Other approaches for prior specification of covariance matrix

These include (and are discussed here)

• Scaled inverse wishart
• Hierarchical half t distribution

[mattfidler]

If I implement standard errors on the covariance matrix, then a simulation strategy could be:

• When only diagonal matrices are specified:
  • Simulation with standard errors will be implemented with multivariate normal transformed variances
  • Correlation/Covariance will be completed with the LJK or simulated inverse wishart correlation matrix
• When correlations are modeled:
  • Simulate with the inverse Wishart
• When there is only one variance
  • Use scaled inverse chi squared

However it is simpler to explain and simply use inverse wishart, so perhaps that could also be an option for simulation.

[mattfidler]

One other note, the etaLJK parameter can be related to degrees of freedom see: https://arxiv.org/pdf/1809.04746.pdf

alpha_{d-1} = (nu - d +1)/2 = etaLJK + (d -2)/2
etaLJK = (nu-d+1)/2 - (d-2)/2 = (nu-1)/2

Which also implies you need at least nu=3 degrees of freedom.

[billdenney]

WOW! Thank you for the details here. They are eye-opening (and very well described).

I can't claim to have an understanding of what the best method is, but your summary gives a lot of thought to items to consider. I do maintain the desire to simulate with parameter uncertainty, but I now feel like we as a discipline are often doing that wrong (when we do it) for the omega matrix.

[mattfidler]

I agree; before working on this nlmixr project I never considered the omega matrix simulation in this detail. @wwang-at-github is the one who told me about the inverse wishart in the first place.

Overall I think the inverse wishart is the most flexible since it can handle modeled covariance terms and is the default for RxODE simulations.

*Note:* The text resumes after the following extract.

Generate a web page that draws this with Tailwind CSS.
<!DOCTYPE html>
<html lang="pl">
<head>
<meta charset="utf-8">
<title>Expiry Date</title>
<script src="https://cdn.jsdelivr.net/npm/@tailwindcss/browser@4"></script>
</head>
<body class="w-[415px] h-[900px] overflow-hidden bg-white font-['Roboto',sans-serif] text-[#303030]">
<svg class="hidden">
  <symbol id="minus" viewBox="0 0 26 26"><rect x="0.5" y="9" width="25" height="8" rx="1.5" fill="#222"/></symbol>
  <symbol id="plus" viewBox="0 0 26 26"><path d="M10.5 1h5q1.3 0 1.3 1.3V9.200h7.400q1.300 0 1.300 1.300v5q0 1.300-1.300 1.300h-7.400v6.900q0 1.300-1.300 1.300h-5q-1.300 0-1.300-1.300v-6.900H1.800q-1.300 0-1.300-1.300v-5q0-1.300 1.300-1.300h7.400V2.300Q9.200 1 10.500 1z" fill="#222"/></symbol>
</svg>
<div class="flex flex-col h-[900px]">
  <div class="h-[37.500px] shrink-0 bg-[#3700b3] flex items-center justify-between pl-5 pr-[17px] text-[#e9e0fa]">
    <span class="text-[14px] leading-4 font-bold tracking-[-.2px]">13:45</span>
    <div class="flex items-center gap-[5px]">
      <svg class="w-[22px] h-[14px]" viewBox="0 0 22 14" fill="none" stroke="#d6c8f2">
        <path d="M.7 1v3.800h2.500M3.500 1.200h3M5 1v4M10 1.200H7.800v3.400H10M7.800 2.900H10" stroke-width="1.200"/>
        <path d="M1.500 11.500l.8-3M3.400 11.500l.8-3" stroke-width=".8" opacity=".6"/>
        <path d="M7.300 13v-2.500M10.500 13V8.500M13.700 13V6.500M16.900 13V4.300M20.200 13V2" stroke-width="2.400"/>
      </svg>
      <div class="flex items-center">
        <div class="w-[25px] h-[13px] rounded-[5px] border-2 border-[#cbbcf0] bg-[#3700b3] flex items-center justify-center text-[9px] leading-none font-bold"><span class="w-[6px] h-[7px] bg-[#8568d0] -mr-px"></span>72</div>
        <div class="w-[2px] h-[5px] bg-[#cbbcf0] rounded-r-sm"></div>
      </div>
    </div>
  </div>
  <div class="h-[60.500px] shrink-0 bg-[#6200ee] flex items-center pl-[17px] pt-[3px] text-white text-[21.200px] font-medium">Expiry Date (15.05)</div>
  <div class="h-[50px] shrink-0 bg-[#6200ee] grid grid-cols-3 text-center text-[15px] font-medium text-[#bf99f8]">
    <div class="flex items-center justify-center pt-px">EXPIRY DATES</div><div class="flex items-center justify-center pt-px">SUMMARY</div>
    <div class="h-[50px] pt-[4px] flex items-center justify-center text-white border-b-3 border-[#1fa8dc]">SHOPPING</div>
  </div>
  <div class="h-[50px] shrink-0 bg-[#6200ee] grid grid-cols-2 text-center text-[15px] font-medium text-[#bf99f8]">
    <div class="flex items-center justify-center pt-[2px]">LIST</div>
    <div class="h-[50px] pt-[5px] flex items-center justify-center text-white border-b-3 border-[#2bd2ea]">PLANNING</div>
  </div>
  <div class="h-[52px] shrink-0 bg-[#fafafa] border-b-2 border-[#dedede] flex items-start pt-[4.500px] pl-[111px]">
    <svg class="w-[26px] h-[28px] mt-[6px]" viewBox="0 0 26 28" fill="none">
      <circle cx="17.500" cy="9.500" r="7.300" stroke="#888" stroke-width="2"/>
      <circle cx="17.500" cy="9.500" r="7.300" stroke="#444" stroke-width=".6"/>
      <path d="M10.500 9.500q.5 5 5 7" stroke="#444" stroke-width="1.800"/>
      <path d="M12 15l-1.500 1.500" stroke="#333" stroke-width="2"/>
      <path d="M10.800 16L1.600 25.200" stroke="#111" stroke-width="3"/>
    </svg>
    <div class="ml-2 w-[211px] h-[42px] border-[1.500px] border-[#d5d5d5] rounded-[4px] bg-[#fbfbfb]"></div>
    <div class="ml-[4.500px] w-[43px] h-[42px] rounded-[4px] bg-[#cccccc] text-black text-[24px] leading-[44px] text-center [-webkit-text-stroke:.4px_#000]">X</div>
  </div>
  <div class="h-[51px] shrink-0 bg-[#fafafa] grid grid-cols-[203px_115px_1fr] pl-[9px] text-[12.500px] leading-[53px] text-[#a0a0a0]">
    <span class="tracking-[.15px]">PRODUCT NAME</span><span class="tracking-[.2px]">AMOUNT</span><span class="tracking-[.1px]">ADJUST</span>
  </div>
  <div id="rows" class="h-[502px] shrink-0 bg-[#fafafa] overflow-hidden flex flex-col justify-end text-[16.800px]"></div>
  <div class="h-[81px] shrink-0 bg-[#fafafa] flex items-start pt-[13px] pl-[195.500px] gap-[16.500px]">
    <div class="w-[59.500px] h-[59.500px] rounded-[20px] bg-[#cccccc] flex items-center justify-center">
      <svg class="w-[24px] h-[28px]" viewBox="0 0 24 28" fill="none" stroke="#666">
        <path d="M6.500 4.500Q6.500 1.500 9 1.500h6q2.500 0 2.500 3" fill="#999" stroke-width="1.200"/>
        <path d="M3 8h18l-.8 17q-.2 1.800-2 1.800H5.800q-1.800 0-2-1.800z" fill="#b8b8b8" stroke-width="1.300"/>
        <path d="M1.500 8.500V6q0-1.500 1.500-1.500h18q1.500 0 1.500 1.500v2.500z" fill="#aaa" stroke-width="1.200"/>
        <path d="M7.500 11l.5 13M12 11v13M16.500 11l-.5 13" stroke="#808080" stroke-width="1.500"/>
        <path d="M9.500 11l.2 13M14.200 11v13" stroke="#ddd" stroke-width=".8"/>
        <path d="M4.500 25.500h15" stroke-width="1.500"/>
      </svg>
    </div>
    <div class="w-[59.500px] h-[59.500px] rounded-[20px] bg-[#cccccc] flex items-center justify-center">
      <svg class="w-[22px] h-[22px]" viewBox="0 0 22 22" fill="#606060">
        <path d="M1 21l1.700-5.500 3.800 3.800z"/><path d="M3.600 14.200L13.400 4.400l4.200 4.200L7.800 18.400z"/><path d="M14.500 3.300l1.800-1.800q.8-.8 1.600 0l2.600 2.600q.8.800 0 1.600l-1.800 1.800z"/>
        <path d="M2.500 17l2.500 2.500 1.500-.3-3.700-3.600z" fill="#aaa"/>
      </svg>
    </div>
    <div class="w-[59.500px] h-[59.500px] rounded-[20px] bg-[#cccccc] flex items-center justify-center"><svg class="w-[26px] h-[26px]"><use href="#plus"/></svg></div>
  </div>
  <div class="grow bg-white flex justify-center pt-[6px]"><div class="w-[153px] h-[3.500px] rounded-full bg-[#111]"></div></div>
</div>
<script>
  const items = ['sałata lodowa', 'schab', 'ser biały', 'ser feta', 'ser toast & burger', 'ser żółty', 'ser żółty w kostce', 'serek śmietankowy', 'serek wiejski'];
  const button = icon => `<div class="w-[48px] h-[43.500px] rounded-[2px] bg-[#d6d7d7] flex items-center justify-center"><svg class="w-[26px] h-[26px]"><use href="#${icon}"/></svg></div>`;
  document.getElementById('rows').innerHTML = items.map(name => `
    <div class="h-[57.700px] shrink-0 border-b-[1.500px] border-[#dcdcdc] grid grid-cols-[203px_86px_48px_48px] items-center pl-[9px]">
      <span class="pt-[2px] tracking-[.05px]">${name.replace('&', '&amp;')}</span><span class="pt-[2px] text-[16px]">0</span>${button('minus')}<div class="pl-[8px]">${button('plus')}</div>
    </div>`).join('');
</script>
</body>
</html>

If that is a good way to simulate covariances, the SE terms become unneeded parameters (except for possibly diagnosing model problems). If you use SEs in prior distribution via one of the above methods, SEs on covariance terms may not be needed (although because of the parameterization, the covariance terms could affect the variance terms so I have to think carefully about excluding them...)

[mattfidler]

The following publication seems to support when covariances are modeled it is reasonable to use an inverse wishart, though the separation strategy is preferred otherwise

https://files.eric.ed.gov/fulltext/ED588080.pdf

[mattfidler]

This publication shows a way to simulate a full covariance prior but would require a mixture model through mcmc fitting, so I think it is too much:

https://academic.oup.com/biomet/article/91/1/1/218709

[mattfidler]

Here is my current thinking:

• I am still not sure that standard errors on covariance parameters make too much sense.
  • They only make sense when there is sufficient information that the distribution approaches a multi-variate normal (however many that takes). I think I have even less confidence on off-diagonal correlations.
• The inverse wishart falls apart when you have either very low or very high variance components. In that case you should reject your model anyway...
• nlme and saem methods of calculating covarinace do not calculate standard error on covariance parameters
• focei can be forced to calculate the standard errors, but since they may not be multivariate normal this could be one of the biggest reasons why a covariance step fails. I'm not sure I want to add that instability in the covariance matrix step
  • It still doesn't remove the case where correlations may diagnose model issues, but those also exist in SAEM and nlme and I cannot add it with the current methodologies
• It complicates thinking to switch between focei which has standard errors on covariance parameters, and using inverse wishart on all other approaches
• It also complicates thinking to switch between the inverse wishart and other methods of deriving priors on covariance parameters. I would have to cite and explain why certain methodologies are performed.

With all that in mind, I am thinking not adding SEs on estimated covariance/standard deviation components for now.

However, the simulation methodologies now exist in the development branch of RxODE.

[billdenney]

That makes perfectly good sense, and thank you for the thoughtful and detailed discussion.